One of the biggest reasons I left the law enforcement profession was to essentially regain some ground at home. It was my assumption that once I left the job I would spend more time with my family. That has been true to some extent. But I soon realized that the majority of my traditional workday would be consumed at home, with long hours into the evening and late at night, spending days away from home or at the computer when my girls would travel to visit family or hearing fits of childhood tears while Melanie was upstairs dealing with the chaos. In part it was about developing my vision, my style, my business. At the same time, it was finding a new life. In the meantime, It’s a miracle the house was ever clean or the lawn was mowed. I however, realized it wasn’t a life as glamourous as the the “rockstar” and “diva” photographers make it out to be all across the web, living a life of high-end shoots, limos, workshops galore, parties and glitz.
This year was filled with hard work and struggles, given the fact that 75% of my family’s income had to be determined by the business. Melanie took time off from work as a teacher for six months after the birth of Eden to spend time at home being a mother to our kids. Regardless, we worked as a family to resolve scheduling issues and made time with each other to communicate as best we could. It’s crazy, because I thought I’d be on top of everything with the business on my first go-around. Sure, I dropped the ball a few times and fell behind with my editing. But I persevered the storm and rose above it all. The time I spent away from the business was well spent between camping, traveling and watching the girls grow.
Regardless if you are a photographer, office manager, cop, stay-at-home mom, mill worker, etc., the single most important priority in your life should be family and with those who surround you everyday. Without family and friends, there is no support system in pursuing your life goals. Without support from family, there is failure. I can’t stress this enough. For me, developing a schedule, communicating effectively and putting work aside for family was my single-most difficult adjustment for me to acknowledge. But it had to be done. And I’m still learning how to adjust to the discipline of being self-employed while being a husband and father. It doesn’t happen overnight. Yet it has to happen.

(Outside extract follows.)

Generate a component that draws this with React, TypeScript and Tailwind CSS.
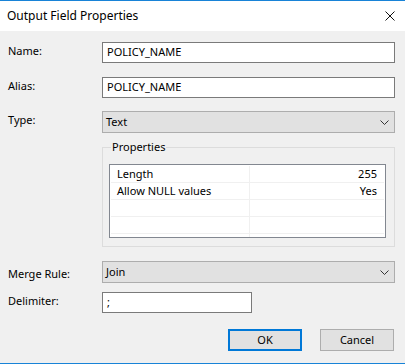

I’ve had some amazing clients this past year, between my weddings, seniors, bands, editorial work and commercial shoots. I’m excited that this new year will bring a fresh new direction with the business, as I plan to focus more of my attention on higher-end weddings, commercial based-projects, working with ad-agencies, revamping my portrait business and conceptual/editorial projects. I’m exciting to watch it grow before my eyes. But I continue to remind myself of the struggles still ahead.
Throughout the year I’ve had the chance to network, meet and shoot with a handful of amazing photographers and artists from around the country, including Josh and Amy Johnston, Ken Cravillion, Kim Anderson, Amy Gaerthofner, Eric Johnson, Molly Michel, Michael Howard, Jon Canlas, Cliff Brunk, Joe Milton, Heather King, Brooks and Leigh Whittington, Dennis Lee, Melissa Laggis, Charo Donahue, Christy Marks, Johnny Arguedas, Audra Colpitts, Erin Antognoli, Brett Stoddart, Erik Dixon, Tony Pulsone, Neil from Frontroom, Brad Knapp, Cameron Gille, Kim Klein, Heidi Lee, Michio Sano-Giles, Chad Tafolla, Andrew Verboncour, Gary Flavin, Rob Dobi and many many more.
I am even more grateful for my crew. The ones who help make all this happen. First and foremost is Melanie. She has done an amazing job managing the business throughout the year. As I’ve said before, without her I would not be doing this. I’d still be wearing a badge, pulling shiftwork and dealing with the worst the world has to offer. She is not only a great mom, but a loving and understanding wife. And to my amazing photo family of Rob, Adam and Trevor. Both Rob and Adam are my shooting assistants, be it weddings, shooting on-location or traveling around the midwest to make pictures. Without them, this year would have been utterly humor-less. I’m also excited to announce that Trevor is the newest addition to my family, taking on the roll of Studio Manager. He will be more active in the business this year, handling many marketing, scheduling, conceptual and administrative tasks. I welcome him to the fold!
For once in my life, I can acknowledge a gift the God has given me. The gift of art. The gift of family. The gift of love. No words can explain feelings I hold for it. And for that I am truly grateful. My sights are set high for this year. I have hopes of taking this whole thing to the next level. I’m excited for many projects coming up in the next several months and look forward to sharing it all with you!
God Bless,
~dave

5 Comments to 2008 AT A GLANCE
by Molly Michel
On January 7, 2009 at 7:38 am
Nice post, and so true. There is a quote that hangs above my desk:
“A man should never neglect his family for business” – Walt Disney
by Ken Cravillion
On January 7, 2009 at 8:56 am
Dude! It was an awesome year! See you soon!
by Josh J
On January 10, 2009 at 9:58 am
Great post, Dave! And a picture I know all too well. Good luck in 2009.
by Melanie
On January 11, 2009 at 8:19 am
Awwww… Thanks baby! Here’s to a wonderful 2009!
by Chris Newman
On April 14, 2009 at 11:18 am
David,
Thanks so much for putting these thoughts down for us to share. I to am trying to make the same transition and I have come to a lot of realizations of how the real world works of self employment and how much your support structure plays a part. For years, I have been suffering from self-doubt wondering if “I can really do this”. When only recently, I realized that there’s a lot of “we” in there. I’m still working that out but I can’t say how liberating it is to have a wife who says “let’s do it!” Best of luck in the coming year. I don’t know how I could ever help but if you are ever here in the south, let me know.